Modern Bürokrasi Yaklaşımının özellikleri
- Yönetim tarafından kurulan kural ve düzenlemelerle çalışır.
- İş sonuçları uzman yöneticilerce denetlenmektedir.
- Ödeme seviyeleri uzmanlığa bağlıdır.
- Örgütsel kural, prosedür ve kılavuzlar tarafından sınırlandırılmaktadır.
- Politikalar yöneticilerce inşa edilmektedir.
- Yeni çalışanların seçimi ve takibi bilgisayar sistemiyle yapılmaktadır.
- Politika kural ve rehberler çıktıların hesaplanmasına imkan veren metotlara dayanmalıdır.
- Hiyerarşi hakimdir.
- Kayıplar için uzman yöneticiler risk ve sorumluluk alırlar.
- İşi ortaya çıkaracak kaynaklar yöneticilere tahsis edilmelidir.
- Çoğu karar ve aktiviteler merkezileşmiştir.
- İnsanlar liyakat ve yeteneklerine göre işe alınırlar.
- Hiçkimse yeri doldurulamaz değildir.
- Kurallar eşit ve tarafsız uygulanmaktadır.
İnanç ve anlam sistemi bu teorinin merkezine yerleşmekteydi. Bu inanç sistemi tarafsızlık, genelleştirilme, eşitlik, bir biçimlik, özel bir şahsa bağlı olmama ve bütünlük özelliklerini taşımalıdır.

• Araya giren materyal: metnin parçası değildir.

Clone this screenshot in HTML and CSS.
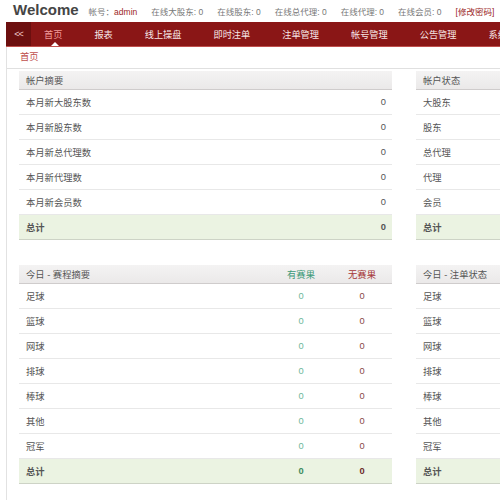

Çalışanlar bilgi ve yeteneklerine göre işe alınarak buna göre terfi ettirilmeleri nedeniyle uzmanlaşır. Karmaşık büyük örgüt yapılarında iş bölümü uzmanlaşmayı da beraberinde getirir.
Organizasyonda yukarıdan aşağıya doğru azalan hiyerarşik bir yetki ve sorumluluk zinciri kurulmalıdır. Yapılacak faaliyetler için uygulanacak yöntem ve politikalar kesin ve açık kurallar şeklinde belirlenmelidir. Bu genel kural ve düzenlemeler dışına çıkılmamalıdır.